----- MATERIAL PROVIDED -----

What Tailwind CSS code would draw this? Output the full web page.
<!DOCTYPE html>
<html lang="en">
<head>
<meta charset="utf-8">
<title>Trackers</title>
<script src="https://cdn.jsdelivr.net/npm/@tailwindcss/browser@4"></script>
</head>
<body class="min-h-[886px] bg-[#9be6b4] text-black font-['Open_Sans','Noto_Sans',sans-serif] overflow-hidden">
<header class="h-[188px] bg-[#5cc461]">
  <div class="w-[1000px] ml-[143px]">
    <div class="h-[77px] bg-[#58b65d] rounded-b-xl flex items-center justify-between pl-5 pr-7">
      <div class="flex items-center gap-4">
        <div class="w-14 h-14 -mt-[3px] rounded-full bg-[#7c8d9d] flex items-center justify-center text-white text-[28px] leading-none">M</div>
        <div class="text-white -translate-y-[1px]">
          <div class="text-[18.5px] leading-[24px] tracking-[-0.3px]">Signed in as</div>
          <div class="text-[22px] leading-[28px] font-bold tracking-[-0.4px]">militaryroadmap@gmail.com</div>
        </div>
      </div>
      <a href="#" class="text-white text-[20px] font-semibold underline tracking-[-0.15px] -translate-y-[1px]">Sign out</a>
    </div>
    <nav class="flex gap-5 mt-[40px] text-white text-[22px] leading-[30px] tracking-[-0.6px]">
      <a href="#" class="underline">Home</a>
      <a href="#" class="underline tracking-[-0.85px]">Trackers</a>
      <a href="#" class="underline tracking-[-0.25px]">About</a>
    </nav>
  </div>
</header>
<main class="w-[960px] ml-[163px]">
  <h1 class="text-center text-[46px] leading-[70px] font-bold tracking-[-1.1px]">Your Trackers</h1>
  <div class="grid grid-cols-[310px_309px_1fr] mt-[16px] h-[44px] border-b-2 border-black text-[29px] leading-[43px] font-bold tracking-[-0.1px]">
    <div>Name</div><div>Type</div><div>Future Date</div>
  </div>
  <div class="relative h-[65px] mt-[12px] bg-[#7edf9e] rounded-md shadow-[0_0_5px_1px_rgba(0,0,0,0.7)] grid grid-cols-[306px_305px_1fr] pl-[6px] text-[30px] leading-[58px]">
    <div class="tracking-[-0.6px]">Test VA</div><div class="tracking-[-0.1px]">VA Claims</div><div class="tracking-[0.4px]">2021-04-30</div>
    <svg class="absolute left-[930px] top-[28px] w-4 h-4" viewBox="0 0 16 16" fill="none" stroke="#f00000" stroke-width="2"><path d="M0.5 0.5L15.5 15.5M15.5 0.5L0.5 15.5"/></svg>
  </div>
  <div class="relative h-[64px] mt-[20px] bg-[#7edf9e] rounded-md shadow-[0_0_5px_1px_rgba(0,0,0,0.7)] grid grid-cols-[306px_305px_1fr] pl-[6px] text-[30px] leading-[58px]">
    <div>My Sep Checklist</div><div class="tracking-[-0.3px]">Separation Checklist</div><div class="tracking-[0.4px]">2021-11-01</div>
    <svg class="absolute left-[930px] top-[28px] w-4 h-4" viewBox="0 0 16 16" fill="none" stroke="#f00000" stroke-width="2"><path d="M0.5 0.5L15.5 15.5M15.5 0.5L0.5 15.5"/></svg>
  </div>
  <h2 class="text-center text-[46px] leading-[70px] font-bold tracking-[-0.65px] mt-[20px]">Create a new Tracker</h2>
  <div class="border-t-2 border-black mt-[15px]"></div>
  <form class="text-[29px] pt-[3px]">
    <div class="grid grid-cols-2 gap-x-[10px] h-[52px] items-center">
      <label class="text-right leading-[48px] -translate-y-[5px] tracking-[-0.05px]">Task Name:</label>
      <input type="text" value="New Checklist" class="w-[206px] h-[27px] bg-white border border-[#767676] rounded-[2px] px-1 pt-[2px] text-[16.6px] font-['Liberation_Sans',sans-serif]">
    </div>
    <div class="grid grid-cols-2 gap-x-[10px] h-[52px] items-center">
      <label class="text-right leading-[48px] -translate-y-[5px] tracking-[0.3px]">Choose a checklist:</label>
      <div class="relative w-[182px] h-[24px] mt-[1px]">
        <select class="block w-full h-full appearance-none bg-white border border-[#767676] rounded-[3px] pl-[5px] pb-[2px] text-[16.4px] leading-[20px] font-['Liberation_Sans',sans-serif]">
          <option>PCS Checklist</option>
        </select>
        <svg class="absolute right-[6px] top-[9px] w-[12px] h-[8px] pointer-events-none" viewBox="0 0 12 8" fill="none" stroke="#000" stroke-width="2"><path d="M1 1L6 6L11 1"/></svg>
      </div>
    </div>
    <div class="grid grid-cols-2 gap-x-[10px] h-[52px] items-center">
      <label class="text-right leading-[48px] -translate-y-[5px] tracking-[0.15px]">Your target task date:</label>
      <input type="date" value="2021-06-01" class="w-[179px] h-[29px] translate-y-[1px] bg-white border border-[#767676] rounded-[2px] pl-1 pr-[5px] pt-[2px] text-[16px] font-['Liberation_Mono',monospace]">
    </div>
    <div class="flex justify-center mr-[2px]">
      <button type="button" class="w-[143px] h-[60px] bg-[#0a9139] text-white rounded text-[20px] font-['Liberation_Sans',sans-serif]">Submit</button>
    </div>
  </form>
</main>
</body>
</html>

-----

Pick out the lines that have the word "full". Copy them all.

• WRITTEN REPLY:
What Tailwind CSS code would draw this? Output the full web page.
        <div class="w-14 h-14 -mt-[3px] rounded-full bg-[#7c8d9d] flex items-center justify-center text-white text-[28px] leading-none">M</div>
        <select class="block w-full h-full appearance-none bg-white border border-[#767676] rounded-[3px] pl-[5px] pb-[2px] text-[16.4px] leading-[20px] font-['Liberation_Sans',sans-serif]">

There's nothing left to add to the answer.